Behaviour at infinity of solutions of some linear functional equations in normed spaces

Abstract

Let \({\mathbb{K} \in \{\mathbb{R}, \mathbb{C}\}, I = (d, \infty), \phi : I \to I}\) be unbounded continuous and increasing, X be a normed space over \({\mathbb{K}, \mathcal{F} : = \{f \in X^I : {\rm lim}_{t \to \infty} f(t) {\rm exists} \, {\rm in} X\},\hat{a} \in \mathbb{K}, \mathcal{A}(\hat{a}) : = \{\alpha \in \mathbb{K}^I : {\rm lim}_{t \to \infty} \alpha(t) = \hat{a}\},}\) and \({\mathcal{X} : = \{x \in X^I : {\rm lim} \, {\rm sup}_{t \to \infty} \|x(t)\| < \infty\}}\). We prove that the limit lim _{t → ∞} x(t) exists for every \({f \in \mathcal{F}, \alpha \in \mathcal{A}(\hat{a})}\) and every solution \({x \in \mathcal{X}}\) of the functional equation

$$x(\phi(t)) = \alpha(t) x(t) + f(t)$$

if and only if \({|\hat{a}| \neq 1}\).
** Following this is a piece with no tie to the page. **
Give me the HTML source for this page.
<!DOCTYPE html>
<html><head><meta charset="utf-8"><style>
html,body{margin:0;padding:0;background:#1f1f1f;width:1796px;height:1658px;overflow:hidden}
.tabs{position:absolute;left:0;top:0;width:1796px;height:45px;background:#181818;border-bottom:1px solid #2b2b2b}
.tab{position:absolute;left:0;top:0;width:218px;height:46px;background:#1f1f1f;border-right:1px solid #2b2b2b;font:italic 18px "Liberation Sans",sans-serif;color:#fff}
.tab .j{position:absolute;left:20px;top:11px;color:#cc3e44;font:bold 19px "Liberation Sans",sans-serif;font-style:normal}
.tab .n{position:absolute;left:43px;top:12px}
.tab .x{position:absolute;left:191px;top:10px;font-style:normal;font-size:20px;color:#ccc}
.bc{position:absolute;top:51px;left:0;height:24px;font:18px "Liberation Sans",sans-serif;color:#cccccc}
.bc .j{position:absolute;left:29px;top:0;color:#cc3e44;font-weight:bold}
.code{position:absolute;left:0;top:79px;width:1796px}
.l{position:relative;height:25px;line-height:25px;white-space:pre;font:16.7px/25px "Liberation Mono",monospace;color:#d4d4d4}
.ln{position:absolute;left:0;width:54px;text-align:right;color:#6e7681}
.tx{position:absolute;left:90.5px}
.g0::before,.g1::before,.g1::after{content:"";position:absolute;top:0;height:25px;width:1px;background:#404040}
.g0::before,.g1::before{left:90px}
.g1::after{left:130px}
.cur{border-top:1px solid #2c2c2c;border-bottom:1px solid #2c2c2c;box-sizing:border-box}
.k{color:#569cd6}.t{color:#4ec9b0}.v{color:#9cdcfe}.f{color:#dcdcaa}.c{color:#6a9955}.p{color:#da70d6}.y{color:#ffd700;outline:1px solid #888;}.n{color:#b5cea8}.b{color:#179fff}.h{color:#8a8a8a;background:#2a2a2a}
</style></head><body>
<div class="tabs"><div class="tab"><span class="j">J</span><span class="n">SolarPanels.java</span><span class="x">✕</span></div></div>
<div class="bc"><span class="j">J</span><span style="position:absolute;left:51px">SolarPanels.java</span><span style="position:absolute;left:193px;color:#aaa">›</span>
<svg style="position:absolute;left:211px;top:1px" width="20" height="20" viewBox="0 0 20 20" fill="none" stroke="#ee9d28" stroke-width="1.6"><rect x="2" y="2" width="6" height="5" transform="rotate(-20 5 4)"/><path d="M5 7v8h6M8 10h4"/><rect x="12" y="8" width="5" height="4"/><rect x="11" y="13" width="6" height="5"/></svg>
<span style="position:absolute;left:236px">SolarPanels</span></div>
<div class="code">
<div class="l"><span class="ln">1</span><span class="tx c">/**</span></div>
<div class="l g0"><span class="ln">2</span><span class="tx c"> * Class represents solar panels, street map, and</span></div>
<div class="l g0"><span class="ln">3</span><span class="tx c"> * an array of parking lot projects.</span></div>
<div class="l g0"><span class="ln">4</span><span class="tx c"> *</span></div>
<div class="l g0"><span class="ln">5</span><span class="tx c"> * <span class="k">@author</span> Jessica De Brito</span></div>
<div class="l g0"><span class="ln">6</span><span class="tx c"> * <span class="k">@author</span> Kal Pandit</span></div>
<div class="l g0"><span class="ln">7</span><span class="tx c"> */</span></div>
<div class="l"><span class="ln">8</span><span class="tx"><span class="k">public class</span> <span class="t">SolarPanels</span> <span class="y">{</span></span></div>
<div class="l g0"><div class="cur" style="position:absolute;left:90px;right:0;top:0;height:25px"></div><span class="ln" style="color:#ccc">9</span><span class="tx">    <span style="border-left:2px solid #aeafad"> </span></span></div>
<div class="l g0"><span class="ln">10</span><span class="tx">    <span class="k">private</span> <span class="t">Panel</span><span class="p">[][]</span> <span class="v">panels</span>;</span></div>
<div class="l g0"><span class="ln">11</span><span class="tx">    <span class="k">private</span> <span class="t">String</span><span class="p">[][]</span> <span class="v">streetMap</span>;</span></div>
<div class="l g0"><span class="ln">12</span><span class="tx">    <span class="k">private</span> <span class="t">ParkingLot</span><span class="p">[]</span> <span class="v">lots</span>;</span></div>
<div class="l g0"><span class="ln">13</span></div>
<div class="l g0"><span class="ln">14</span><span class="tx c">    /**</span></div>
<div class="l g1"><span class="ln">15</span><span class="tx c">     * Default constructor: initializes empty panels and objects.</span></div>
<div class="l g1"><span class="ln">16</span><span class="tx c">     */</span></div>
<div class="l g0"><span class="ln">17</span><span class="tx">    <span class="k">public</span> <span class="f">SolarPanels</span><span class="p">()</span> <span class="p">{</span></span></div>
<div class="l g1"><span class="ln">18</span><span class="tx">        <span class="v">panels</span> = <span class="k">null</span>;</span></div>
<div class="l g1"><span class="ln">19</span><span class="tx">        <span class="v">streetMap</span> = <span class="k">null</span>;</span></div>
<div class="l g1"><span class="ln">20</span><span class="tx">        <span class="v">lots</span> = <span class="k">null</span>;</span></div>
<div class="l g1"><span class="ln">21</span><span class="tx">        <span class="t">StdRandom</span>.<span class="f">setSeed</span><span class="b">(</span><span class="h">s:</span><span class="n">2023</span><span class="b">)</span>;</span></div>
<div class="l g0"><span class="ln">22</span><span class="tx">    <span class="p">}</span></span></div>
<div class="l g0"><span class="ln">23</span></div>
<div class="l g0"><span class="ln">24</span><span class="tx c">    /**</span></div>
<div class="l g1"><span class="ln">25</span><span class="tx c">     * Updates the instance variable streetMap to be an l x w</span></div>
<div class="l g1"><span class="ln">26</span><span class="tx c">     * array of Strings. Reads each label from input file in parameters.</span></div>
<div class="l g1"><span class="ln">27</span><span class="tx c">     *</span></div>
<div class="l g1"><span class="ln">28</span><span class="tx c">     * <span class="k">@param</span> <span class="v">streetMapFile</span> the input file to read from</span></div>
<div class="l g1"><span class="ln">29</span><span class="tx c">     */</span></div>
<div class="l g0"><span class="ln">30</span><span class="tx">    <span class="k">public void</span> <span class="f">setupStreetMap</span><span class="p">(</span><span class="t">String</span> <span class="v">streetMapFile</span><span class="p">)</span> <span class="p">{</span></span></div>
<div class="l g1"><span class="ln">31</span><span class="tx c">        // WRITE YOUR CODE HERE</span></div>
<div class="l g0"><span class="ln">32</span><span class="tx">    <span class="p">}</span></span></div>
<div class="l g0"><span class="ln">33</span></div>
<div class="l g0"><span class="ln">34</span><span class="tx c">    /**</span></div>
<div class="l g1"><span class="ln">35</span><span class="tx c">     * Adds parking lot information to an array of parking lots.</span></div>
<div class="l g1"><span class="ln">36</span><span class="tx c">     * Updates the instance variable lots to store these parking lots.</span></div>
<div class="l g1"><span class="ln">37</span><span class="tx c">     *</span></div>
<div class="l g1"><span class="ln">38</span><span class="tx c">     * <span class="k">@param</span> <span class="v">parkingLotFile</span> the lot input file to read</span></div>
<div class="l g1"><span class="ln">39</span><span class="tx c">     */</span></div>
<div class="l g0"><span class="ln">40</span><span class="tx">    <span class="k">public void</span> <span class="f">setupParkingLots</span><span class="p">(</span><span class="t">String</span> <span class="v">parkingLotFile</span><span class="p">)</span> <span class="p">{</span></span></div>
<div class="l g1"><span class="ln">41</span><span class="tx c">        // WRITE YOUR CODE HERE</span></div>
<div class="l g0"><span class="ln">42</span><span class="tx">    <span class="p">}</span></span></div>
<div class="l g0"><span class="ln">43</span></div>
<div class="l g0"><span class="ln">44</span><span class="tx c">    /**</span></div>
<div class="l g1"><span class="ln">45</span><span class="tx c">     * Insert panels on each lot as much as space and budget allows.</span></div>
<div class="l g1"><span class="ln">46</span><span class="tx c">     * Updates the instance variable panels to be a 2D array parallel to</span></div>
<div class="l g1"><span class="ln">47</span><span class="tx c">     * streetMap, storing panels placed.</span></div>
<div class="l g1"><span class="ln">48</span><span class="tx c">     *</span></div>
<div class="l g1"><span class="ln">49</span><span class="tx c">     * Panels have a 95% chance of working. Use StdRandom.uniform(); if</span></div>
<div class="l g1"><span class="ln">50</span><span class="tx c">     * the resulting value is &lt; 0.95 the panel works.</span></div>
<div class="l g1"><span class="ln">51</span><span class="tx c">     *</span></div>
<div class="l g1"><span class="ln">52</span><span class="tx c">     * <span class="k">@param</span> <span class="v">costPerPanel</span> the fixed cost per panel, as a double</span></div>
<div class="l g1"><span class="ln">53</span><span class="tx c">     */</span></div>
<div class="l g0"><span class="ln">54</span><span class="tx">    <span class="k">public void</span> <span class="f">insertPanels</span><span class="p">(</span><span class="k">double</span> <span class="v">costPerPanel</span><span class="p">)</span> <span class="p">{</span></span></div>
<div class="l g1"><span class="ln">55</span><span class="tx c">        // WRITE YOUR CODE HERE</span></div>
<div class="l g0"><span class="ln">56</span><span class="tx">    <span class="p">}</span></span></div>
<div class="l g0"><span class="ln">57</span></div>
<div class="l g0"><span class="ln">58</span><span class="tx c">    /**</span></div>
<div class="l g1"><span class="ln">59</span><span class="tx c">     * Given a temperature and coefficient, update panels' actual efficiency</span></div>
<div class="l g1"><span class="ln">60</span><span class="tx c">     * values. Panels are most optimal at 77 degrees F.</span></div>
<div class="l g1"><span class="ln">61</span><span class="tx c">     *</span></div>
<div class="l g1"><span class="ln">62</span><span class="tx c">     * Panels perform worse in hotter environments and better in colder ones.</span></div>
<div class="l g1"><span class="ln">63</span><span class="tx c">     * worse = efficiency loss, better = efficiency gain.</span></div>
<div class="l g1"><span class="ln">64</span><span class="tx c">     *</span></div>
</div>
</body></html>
Using this result we study behaviour of bounded at infinity solutions of the functional equation

$$x(\phi^{[k]}(t)) = \sum_{j=0}^{k-1} \alpha_j(t) x (\phi^{[j]}(t)) + f(t),$$

under some conditions posed on functions \({\alpha_j(t), j = 0, 1,\ldots, k - 1,\phi}\) and f.